First, in Zere Real Estate Services Inc. v. Adamag Realty Corp., ((__ A.D.3d ___, 875 N.Y.S.2d 162 (2nd Dep’t 2009).)) the commercial real estate agency sought to recover a brokerage commission incident to the sale of a commercial property. At trial on the claim before Justice Mayer, the plaintiff testified that the commission for a completed sale would be “no more than 5%” and that the plaintiff understood the agreement to mean that the defendant had agreed to pay a 5% commission. The defendant testified at trial that he understood that if a deal was completed, the parties would negotiate a commission rate of no more than 5% depending on the particulars of the sale actually consummated. Apparently, it was not in dispute that the commission “agreement” was nonexclusive and that there was no agreed upon duration to the purported “agreement”. After summations, the jury ruled that the parties did not enter into an express brokerage agreement. The Second Department, in affirming, ruled that the jury’s finding was not against the weight of the evidence since a fair interpretation of the evidence supported the conclusion that the parties merely reached an agreement to agree.

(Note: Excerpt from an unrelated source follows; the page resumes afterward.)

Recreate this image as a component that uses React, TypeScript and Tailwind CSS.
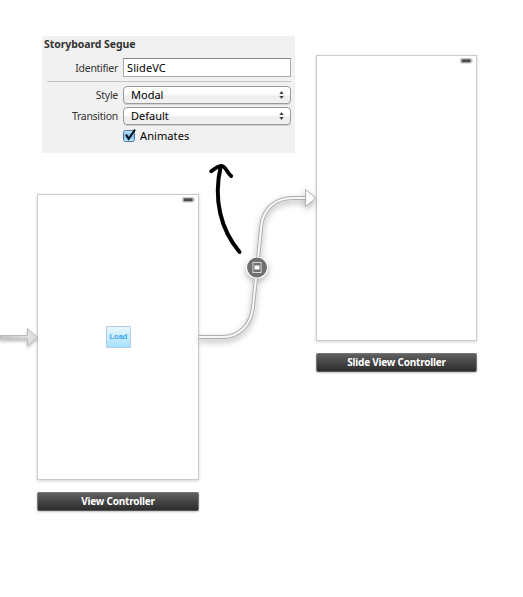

The following month, Zere Real Estate’s breach of contract cause of action was dismissed on summary judgment in an action pending in the Commercial Division. In Zere Real Estate Services, Inc. v. Parr, ((Suffolk Supreme Court Index Number 39680/2007 (Justice Emily Pines).)) plaintiff moved for summary judgment on its brokerage commission claim sounding in breach of contract. Specifically, plaintiff claimed that it was entitled to a commission if defendant, or any of its affiliates, entered into a formal agreement with Touro Law School to function as Touro’s general contractor or construction manager in connection with the Law School’s construction of a new school in Central Islip. According to the Court, although the writing specified that a fee would be negotiated at a later date, plaintiff argued that in a subsequent recorded telephone conversation, defendant agreed that plaintiff’s fee would amount to 6% of the construction cost; the defendant, of course, denied that characterization.
In denying the plaintiff’s motion for summary judgment and granting the defendants’ cross motion for summary judgment dismissing the breach of contract cause of action, Justice Pines relied upon black letter law that absent a clear mutual assent to all terms of a purported agreement between two parties, the same will constitute an unenforceable agreement to agree. At bar, although it is well settled that a Court may impute a missing price term if it is readily ascertainable by reference to outside sources such as custom or trade usage, the Court ruled that the plaintiff failed to demonstrate that there existed a standard for the claimed broker’s fee premised upon the project’s cost of construction. Indeed, Second Department precedent is clear:
It is well settled that an agreement to agree, in which material terms are left for future negotiations, is unenforceable unless a methodology for determining the material terms can be found within the four corners of the agreement or the agreement refers to an objective extrinsic event, condition, or standard by which the material terms may be determined (see, Cobble Hill Nursing Home v. Henry & Warren Corp., 74 N.Y.2d 475, 548 N.Y.S.2d 920, 548 N.E.2d 203, cert. denied 498 U.S. 816, 111 S.Ct. 58, 112 L.Ed.2d 33; see also, Martin Delicatessen v. Schumacher, 52 N.Y.2d 105, 109, 436 N.Y.S.2d 247, 417 N.E.2d 541). Further, where an agreement contains open terms, calls for future approval, and expressly anticipates future preparation and execution of contract documents, there is a strong presumption against finding a binding and enforceable obligation (see, Teachers Ins. & Annuity Assn. of Am. v. Tribune Co., 670 F.Supp. 491, 499). ((Carmon v. Soleh Boneh Ltd., 206 A.D.2d 450, 614 N.Y.S.2d 555 (2nd Dep’t 1994).))
Although all is not lost, the brokerage commission claim has been rendered exponentially more difficult to pursue successfully. As reiterated in the Comments which follow Pattern Jury Instruction 4:31, where the existence of a brokerage contract is in dispute, the broker may proceed on the theories of breach of contract and quantum meruit. See Breslin Realty Development Corp. v 112 Leaseholds, LLC ((270 A.D.2d 299, 704 N.Y.S.2d 861 (2nd Dep’t 2000).)) and Curtis Properties Corp. v Greif Companies. ((236 A.D.2d 237, 653 N.Y.S.2d 569 (1st Dep’t 1997).)) Indeed, in the Zere Real Estate matter pending before Justice Pines, the Court permitted the plaintiff to proceed with its equitable claims despite the dismissal of the cause of action premised upon breach of an express contract. So although the claim is still viable, the plaintiff has been reduced to proceeding through the discovery process in its effort to establish liability and damages, from square one, instead of relying upon a single document which could have founded a successful summary judgment motion. Diligence in the drafting and execution of the commission agreement prior to the initiation of service by the broker avoids protracted litigation on the scope and value of services rendered by a broker.